Kecelakaan transportasi umum laut
Revisi sejak 29 Desember 2006 07.52 oleh Aday (bicara | kontrib) (KMP Tampomas II dipindahkan ke Musibah KMP Tampomas II: menyesuaikan dengan isi artikel)

KMP Tampomas II adalah kapal penumpang milik Pelni (Pelayaran Nasional Indonesia) yang mengalami kebakaran dan tenggelam di sekitar Kepulauan Masalembo di (114°25′60″BT — 5°30′0″LS) Laut Jawa (termasuk ke dalam wilayah administratif Provinsi Jawa Timur). Kapal yang dinakhodai oleh Kapten Rivai ini sedang menempuh perjalanan dari Jakarta menuju Sulawesi dan karam pada tanggal 27 Januari 1981. Musibah ini menyebabkan matinya ratusan penumpang kapal tersebut.

Awal mula musibah

Kecelakaan ini dimulai ketika pada malam hari 25 Januari 1981 beberapa bagian mesin mengalami kebocoran bahan bakar, dan terkena percikan api yang diduga berasal puntung rokok sehingga terjadi kebakaran di dek kapal. Awak kapal menyuruh penumpang tetap tenang, seolah-olah tidak terjadi apa-apa. Awak kapal berusaha memadamkan api dengan tabung pemadam kebakaran, namun tidak berhasil karena api terus menjalar ke dek lain yang berisi muatan yang mudah terbakar. Api semakin menjalar ke kompartemen mesin karena pintu dek terbuka. Selama dua jam tenaga utama mati, generator darurat pun gagal dan usaha memadamkan api seterusnya sudah tidak mungkin. Pada 27 Januari kondisi kapal sudah semakin gawat dan mulai tenggelam di siang harinya.

Jumlah korban

Seluruh penumpang yang terdaftar berjumlah 1054 orang, ditambah dengan 82 awak kapal. Namun diperkirakan keseluruhan penumpang berjumlah 1442 orang, termasuk sejumlah penumpang gelap.

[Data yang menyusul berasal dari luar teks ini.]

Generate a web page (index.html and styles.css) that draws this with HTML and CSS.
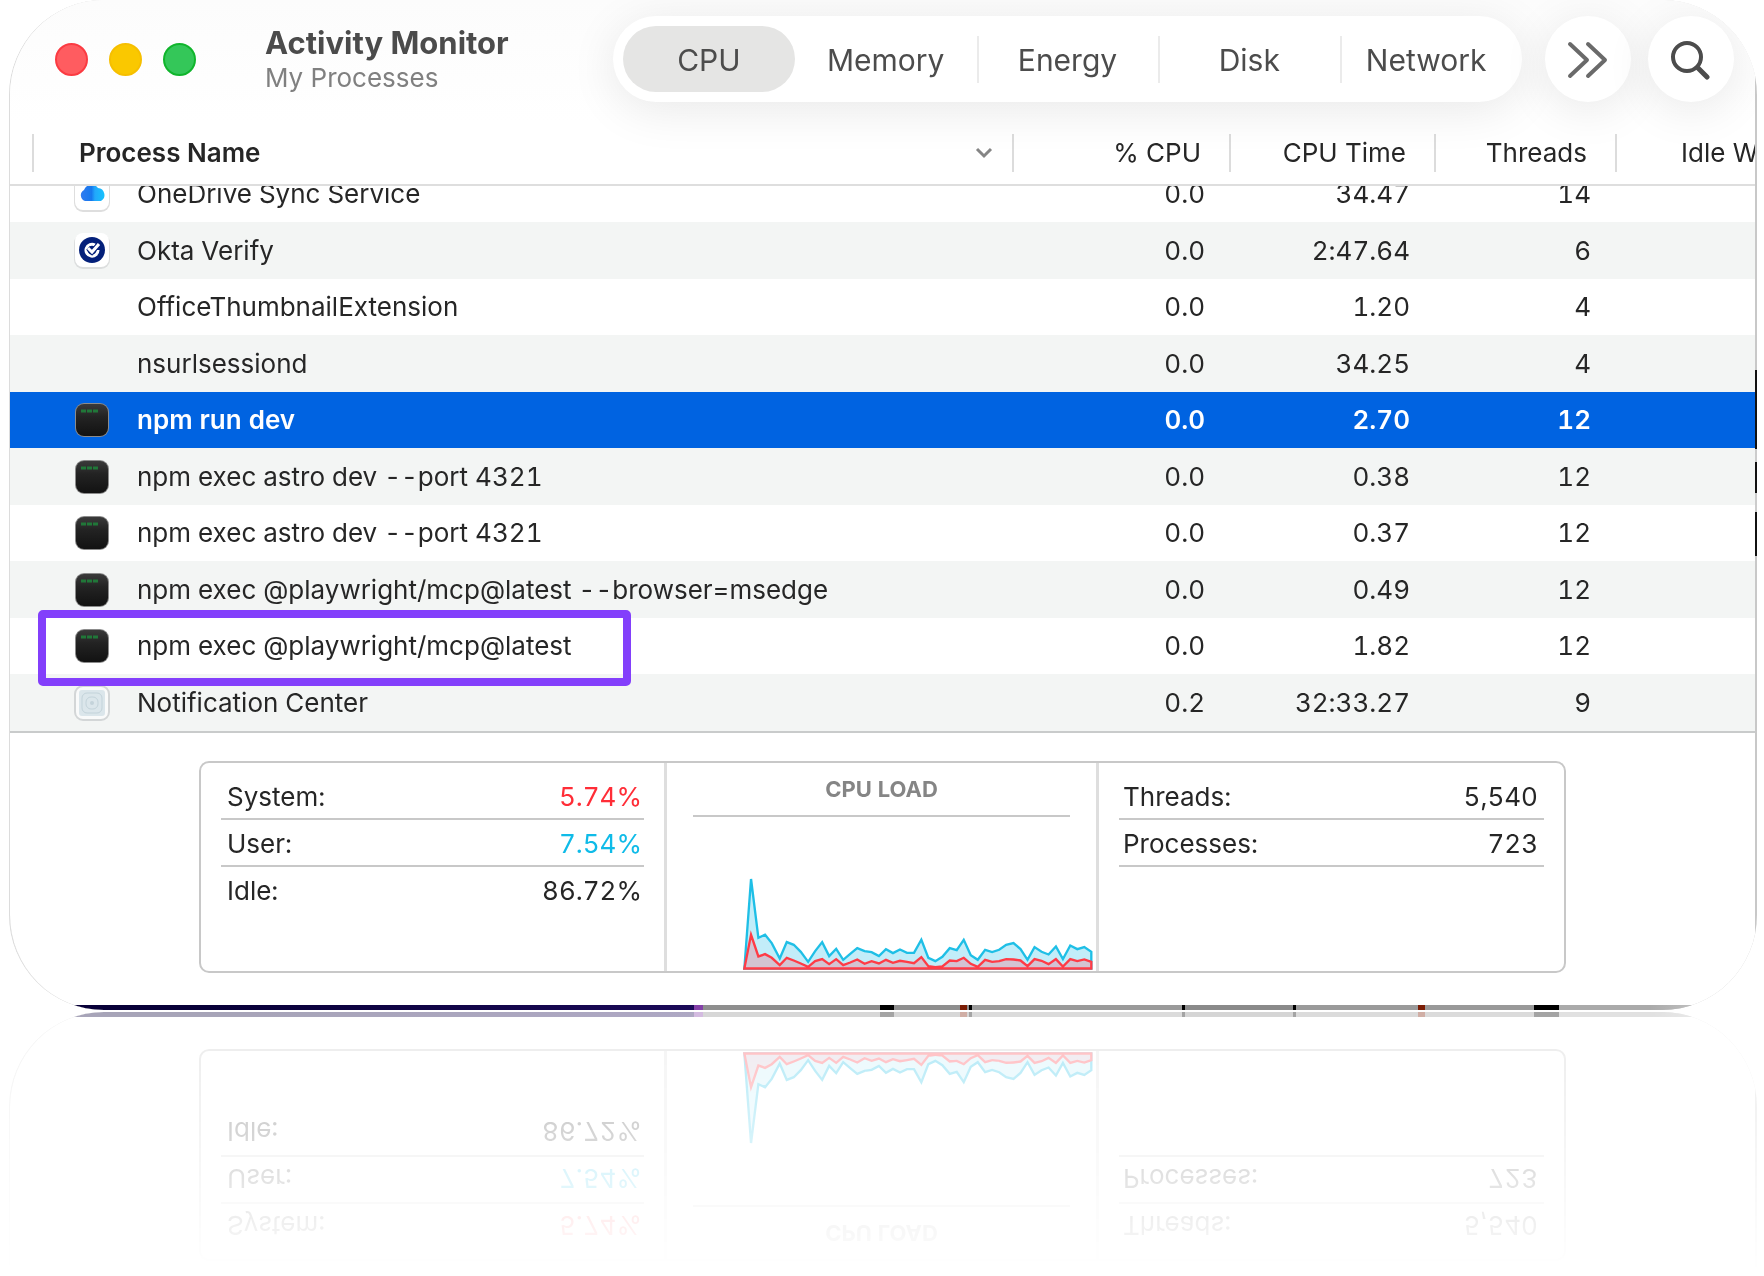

Tim penyelamat memperkirakan 431 orang tewas (143 mayat ditemukan dan 288 orang hilang bersama kapal), sementara 753 orang berhasil diselamatkan. Sumber lain menyebutkan angka korban yang jauh lebih besar, hingga 666 orang tewas.

Hasil penyelidikan

Penyelidikan yang dipimpin oleh Jaksa Bob Rusli Efendi Nasution sebagai kepala Tim Perkara tidak memberikan hasil yang berarti, sebab semua kesalahan ditudingkan kepada para awak kapal. Ada kesan bahwa kasus ini dengan sengaja ditutup-tutupi oleh pemerintah saat itu, meskipun banyak suara dari parlemen yang menuntut pengusutan yang lebih serius.